Williams grew up in the tiny town of Zachary, La. From there he went to Grambling, also located in a small southern town. He has an accent. He will say "aks," instead of "ask," or "I shuda threw," instead of "I should have thrown."
"He usually makes sense, though," said Mike Tierney, who covers the Bucs for the St. Petersburg Times. "I think McKay is sensitive about Doug because he almost looks on him as a son. He's one of those people who is impossible not to like, especially if you're a coach. He's got a great attitude, he works hard, he never complains. He's John's model student and he bends over backwards to protect him."
Tierney added that McKay has been particularly sensitive this season, he thinks, for two reasons: it was in Bradshaw's third year that he began to come into his own, and second, many Tampa Bay fans like backup quarterback Chuck Fusina and call for him whenever Williams fails to move the team.
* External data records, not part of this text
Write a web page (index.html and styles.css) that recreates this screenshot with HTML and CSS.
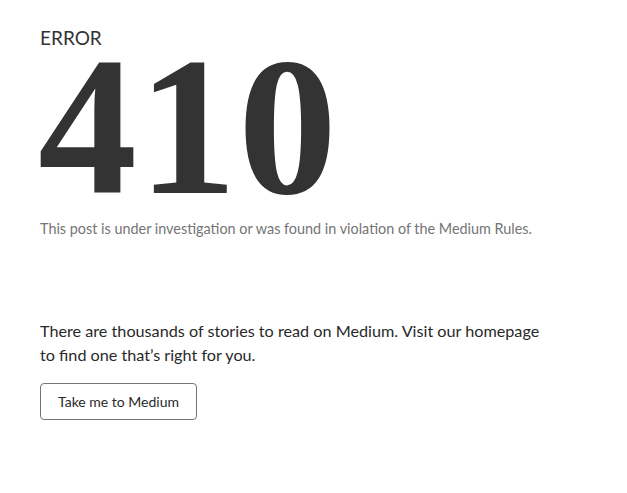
FILE: index.html
```html
<!DOCTYPE html>
<html lang="en">
<head>
<meta charset="UTF-8">
<meta name="viewport" content="width=device-width, initial-scale=1.0">
<title>Error 410</title>
<link rel="stylesheet" href="styles.css">
</head>
<body>
<div class="page">
    <div class="error-label">ERROR</div>
    <div class="error-code">410</div>
    <p class="error-note">This post is under investigation or was found in violation of the Medium Rules.</p>
    <p class="lead">There are thousands of stories to read on Medium. Visit our homepage to find one that’s right for you.</p>
    <button class="btn">Take me to Medium</button>
</div>
</body>
</html>
```

FILE: styles.css
```css
body {
    margin: 0;
    background: #fff;
    font-family: "Lato", "Noto Sans", sans-serif;
    color: #292929;
}
.page {
    padding: 26px 40px 0 40px;
    width: 510px;
}
.error-label {
    font-size: 19px;
    line-height: 24px;
    color: #333;
}
.error-code {
    font-family: "Liberation Serif", serif;
    font-weight: bold;
    font-size: 198px;
    line-height: 153px;
    letter-spacing: 1px;
    color: #333;
    margin-left: -2px;
}
.error-note {
    margin: 16px 0 0 0;
    font-size: 14.4px;
    line-height: 20px;
    color: #757575;
}
.lead {
    margin: 80px 0 0 0;
    font-size: 16.2px;
    line-height: 24px;
}
.btn {
    margin-top: 16px;
    font-family: inherit;
    font-size: 14px;
    color: #292929;
    background: #fff;
    border: 1px solid #757575;
    border-radius: 4px;
    padding: 0 17px;
    height: 37px;
}
```
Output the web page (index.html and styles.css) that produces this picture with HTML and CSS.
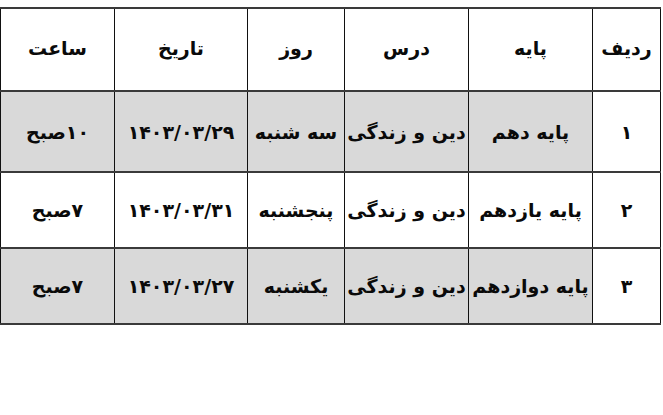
FILE: index.html
```html
<!DOCTYPE html>
<html lang="fa" dir="rtl">
<head>
<meta charset="utf-8">
<link rel="stylesheet" href="styles.css">
</head>
<body>
<div class="page">
<table class="schedule">
  <colgroup>
    <col class="c-row"><col class="c-grade"><col class="c-lesson"><col class="c-day"><col class="c-date"><col class="c-time">
  </colgroup>
  <thead>
    <tr class="head">
      <th>ردیف</th><th>پایه</th><th>درس</th><th>روز</th><th>تاریخ</th><th>ساعت</th>
    </tr>
  </thead>
  <tbody>
    <tr class="r1 shaded">
      <td class="num">۱</td><td>پایه دهم</td><td>دین و زندگی</td><td>سه شنبه</td><td class="date">۱۴۰۳/۰۳/۲۹</td><td>۱۰صبح</td>
    </tr>
    <tr class="r2">
      <td class="num">۲</td><td>پایه یازدهم</td><td>دین و زندگی</td><td>پنجشنبه</td><td class="date">۱۴۰۳/۰۳/۳۱</td><td>۷صبح</td>
    </tr>
    <tr class="r3 shaded">
      <td class="num">۳</td><td>پایه دوازدهم</td><td>دین و زندگی</td><td>یکشنبه</td><td class="date">۱۴۰۳/۰۳/۲۷</td><td>۷صبح</td>
    </tr>
  </tbody>
</table>
</div>
</body>
</html>
```
FILE: styles.css
```css
html, body {
  margin: 0;
  padding: 0;
  background: #ffffff;
}
.page {
  padding: 7px 2px 0 1px;
}
.schedule {
  width: 660px;
  border-collapse: collapse;
  table-layout: fixed;
  font-family: "DejaVu Sans", sans-serif;
  color: #0a0a0a;
}
.c-row { width: 68px; }
.c-grade { width: 124px; }
.c-lesson { width: 124px; }
.c-day { width: 97px; }
.c-date { width: 133px; }
.c-time { width: 114px; }

.schedule th,
.schedule td {
  border-left: 1.5px solid #111;
  border-right: 1.5px solid #111;
  border-top: 2px solid #3a3a3a;
  border-bottom: 2px solid #3a3a3a;
  text-align: center;
  vertical-align: middle;
  padding: 0;
  white-space: nowrap;
  overflow: hidden;
}
.schedule th {
  font-size: 19px;
  font-weight: bold;
  height: 77px;
  padding-bottom: 4px;
}
.schedule td {
  font-size: 19px;
  font-weight: bold;
}
.r1 td { height: 79px; }
.r2 td, .r3 td { height: 74px; }
.shaded td { background: #d9d9d9; }
.shaded td.num { background: #ffffff; }
```
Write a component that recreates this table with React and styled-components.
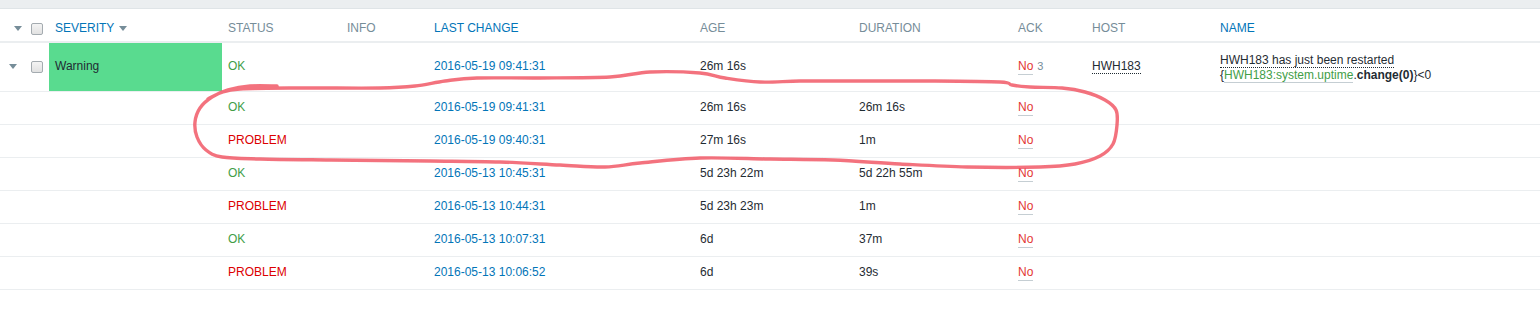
import React from "react";
import styled, { createGlobalStyle } from "styled-components";

const GlobalStyle = createGlobalStyle`
  html, body {
    margin: 0;
    padding: 0;
    background: #ffffff;
  }
  body {
    font-family: "Liberation Sans", Arial, sans-serif;
    font-size: 12px;
    color: #1f2c33;
  }
`;

const Page = styled.div`
  position: relative;
  width: 1540px;
  height: 326px;
  overflow: hidden;
  background: #ffffff;
`;

const TopStrip = styled.div`
  height: 8px;
  background: #ebeef0;
  border-bottom: 1px solid #dfe4e7;
`;

const Table = styled.table`
  width: 1540px;
  table-layout: fixed;
  border-collapse: collapse;
`;

const Col = styled.col`
  width: ${({ $w }) => $w}px;
`;

const HeadRow = styled.tr`
  height: 33px;
  border-bottom: 2px solid #ebeef0;
`;

const Th = styled.th`
  padding: 0 6px 6px;
  vertical-align: bottom;
  text-align: left;
  font-weight: normal;
  font-size: 12px;
  line-height: 14px;
  text-transform: uppercase;
  white-space: nowrap;
  color: ${({ $sort }) => ($sort ? "#0275b8" : "#768d99")};
`;

const Row = styled.tr`
  height: ${({ $main }) => ($main ? 49 : 33)}px;
  border-bottom: 1px solid #ebeef0;
`;

const Td = styled.td`
  padding: 0 6px;
  vertical-align: middle;
  white-space: nowrap;
  line-height: 15px;
  background: ${({ $bg }) => $bg || "transparent"};
`;

const ToggleCell = styled.td`
  padding: 0 0 0 9px;
  vertical-align: ${({ $head }) => ($head ? "bottom" : "middle")};
  padding-bottom: ${({ $head }) => ($head ? "6px" : "3px")};
`;

const CheckCell = styled(ToggleCell)`
  padding-left: 5px;
  padding-bottom: ${({ $head }) => ($head ? "6px" : "0")};
`;

const Caret = styled.span`
  display: inline-block;
  width: 0;
  height: 0;
  border-left: 4px solid transparent;
  border-right: 4px solid transparent;
  border-top: 5px solid #768d99;
  vertical-align: middle;
  margin-left: ${({ $gap }) => $gap || 0}px;
`;

const Check = styled.span`
  display: block;
  width: 10px;
  height: 10px;
  border: 1px solid #a4abb0;
  border-radius: 2px;
  background: linear-gradient(#f4f4f4, #e1e1e1);
`;

const Status = styled.span`
  color: ${({ $ok }) => ($ok ? "#429e47" : "#dc0000")};
`;

const DateLink = styled.span`
  color: #0275b8;
`;

const Ack = styled.span`
  color: #e33734;
  border-bottom: 1px solid #c5ced3;
  padding-bottom: 1px;
`;

const AckCount = styled.span`
  color: #768d99;
  font-size: 11px;
  margin-left: 4px;
`;

const Dotted = styled.span`
  border-bottom: 1px dotted #1f2c33;
`;

const NameLines = styled.div`
  display: flex;
  flex-direction: column;
  line-height: 15px;
  padding-top: 2px;
`;

const ItemKey = styled.span`
  color: #429e47;
  border-bottom: 1px solid #c5ced3;
`;

const Bold = styled.b`
  font-weight: bold;
`;

const Marker = styled.svg`
  position: absolute;
  top: 0;
  left: 0;
  pointer-events: none;
`;

const columns = [26, 23, 173, 119, 87, 266, 159, 159, 74, 128, 326];

const history = [
  { ok: true, time: "2016-05-19 09:41:31", age: "26m 16s", dur: "26m 16s" },
  { ok: false, time: "2016-05-19 09:40:31", age: "27m 16s", dur: "1m" },
  { ok: true, time: "2016-05-13 10:45:31", age: "5d 23h 22m", dur: "5d 22h 55m" },
  { ok: false, time: "2016-05-13 10:44:31", age: "5d 23h 23m", dur: "1m" },
  { ok: true, time: "2016-05-13 10:07:31", age: "6d", dur: "37m" },
  { ok: false, time: "2016-05-13 10:06:52", age: "6d", dur: "39s" },
];

// hand-drawn loop around the two latest events
const loop = [
  [277, 86], [250, 86], [228, 90], [212, 97], [200, 108], [195, 122], [197, 137],
  [206, 150], [222, 157], [260, 159], [330, 160], [430, 161], [500, 162], [560, 165],
  [605, 167], [640, 163], [700, 158], [770, 159], [833, 160], [900, 164], [967, 167],
  [1040, 167], [1075, 164], [1100, 156], [1113, 144], [1117, 125], [1116, 110],
  [1105, 100], [1085, 92], [1062, 88], [1030, 87], [1012, 85], [1000, 82], [930, 81],
  [850, 81], [800, 81], [760, 82], [725, 78], [700, 73], [650, 72], [610, 77],
  [540, 78], [477, 78], [445, 81], [415, 86], [380, 88], [300, 88], [240, 89],
  [220, 93], [208, 99],
];

const smooth = (pts) => {
  let d = `M ${pts[0][0]} ${pts[0][1]}`;
  for (let i = 0; i < pts.length - 1; i++) {
    const p0 = pts[i - 1] || pts[i];
    const p1 = pts[i];
    const p2 = pts[i + 1];
    const p3 = pts[i + 2] || p2;
    const c1 = [p1[0] + (p2[0] - p0[0]) / 6, p1[1] + (p2[1] - p0[1]) / 6];
    const c2 = [p2[0] - (p3[0] - p1[0]) / 6, p2[1] - (p3[1] - p1[1]) / 6];
    d += ` C ${c1[0]} ${c1[1]} ${c2[0]} ${c2[1]} ${p2[0]} ${p2[1]}`;
  }
  return d;
};

const App = () => {
  return (
    <Page>
      <GlobalStyle />
      <TopStrip />
      <Table>
        <colgroup>
          {columns.map((w, i) => (
            <Col key={i} $w={w} />
          ))}
        </colgroup>
        <thead>
          <HeadRow>
            <ToggleCell as="th" $head>
              <Caret />
            </ToggleCell>
            <CheckCell as="th" $head>
              <Check />
            </CheckCell>
            <Th $sort>
              Severity
              <Caret $gap={5} />
            </Th>
            <Th>Status</Th>
            <Th>Info</Th>
            <Th $sort>Last change</Th>
            <Th>Age</Th>
            <Th>Duration</Th>
            <Th>Ack</Th>
            <Th>Host</Th>
            <Th $sort>Name</Th>
          </HeadRow>
        </thead>
        <tbody>
          <Row $main>
            <ToggleCell>
              <Caret />
            </ToggleCell>
            <CheckCell>
              <Check />
            </CheckCell>
            <Td $bg="#59db8f">Warning</Td>
            <Td>
              <Status $ok>OK</Status>
            </Td>
            <Td />
            <Td>
              <DateLink>2016-05-19 09:41:31</DateLink>
            </Td>
            <Td>26m 16s</Td>
            <Td />
            <Td>
              <Ack>No</Ack>
              <AckCount>3</AckCount>
            </Td>
            <Td>
              <Dotted>HWH183</Dotted>
            </Td>
            <Td>
              <NameLines>
                <span>
                  <Dotted>HWH183 has just been restarted</Dotted>
                </span>
                <span>
                  {"{"}
                  <ItemKey>HWH183:system.uptime</ItemKey>.<Bold>change(0)</Bold>
                  {"}<0"}
                </span>
              </NameLines>
            </Td>
          </Row>
          {history.map((h, i) => (
            <Row key={i}>
              <Td />
              <Td />
              <Td />
              <Td>
                <Status $ok={h.ok}>{h.ok ? "OK" : "PROBLEM"}</Status>
              </Td>
              <Td />
              <Td>
                <DateLink>{h.time}</DateLink>
              </Td>
              <Td>{h.age}</Td>
              <Td>{h.dur}</Td>
              <Td>
                <Ack>No</Ack>
              </Td>
              <Td />
              <Td />
            </Row>
          ))}
        </tbody>
      </Table>
      <Marker width="1540" height="326" viewBox="0 0 1540 326">
        <defs>
          <filter id="soft" x="-5%" y="-20%" width="110%" height="140%">
            <feGaussianBlur stdDeviation="0.7" />
          </filter>
        </defs>
        <path
          d={smooth(loop)}
          fill="none"
          stroke="#f0505e"
          strokeOpacity="0.8"
          strokeWidth="3.4"
          strokeLinecap="round"
          strokeLinejoin="round"
          filter="url(#soft)"
        />
      </Marker>
    </Page>
  );
};

export default App;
"John has rabbit ears when it comes to Fusina," Tierney said.
Williams admits there are times when he looks around him and wonders if it is all worth it, if he wouldn't rather be home in Louisiana, coaching.
"I hear people say how football players have it made," he said. "Guys like me just show up on Sunday and collect all this money while they worked four years for a degree and don't make half what I make.
"Well, I worked four years for a degree, too. I work hard and I put up with a lot of pain. I'm just lucky that I have this talent and can play football."
Williams credits Harris, whom he says he has modeled his behavior after, and Grambling Coach Eddie Robinson with giving him guidance and preparing him for his current fishbowl existence.
Ironically, Williams has played two of his best games as a professional the last two weeks in losing causes. McKay said he is confident the questions about Williams' ability and intelligence will become a part of the past soon.
"There's no doubt in my mind about Doug succeeding," McKay said. "Unfortunately, he's going to carry the tag black quarterback for as long as he plays the game. But maybe, just maybe, when he succeeds, the next guy won't have to put up with it. Maybe he'll just be a quarterback."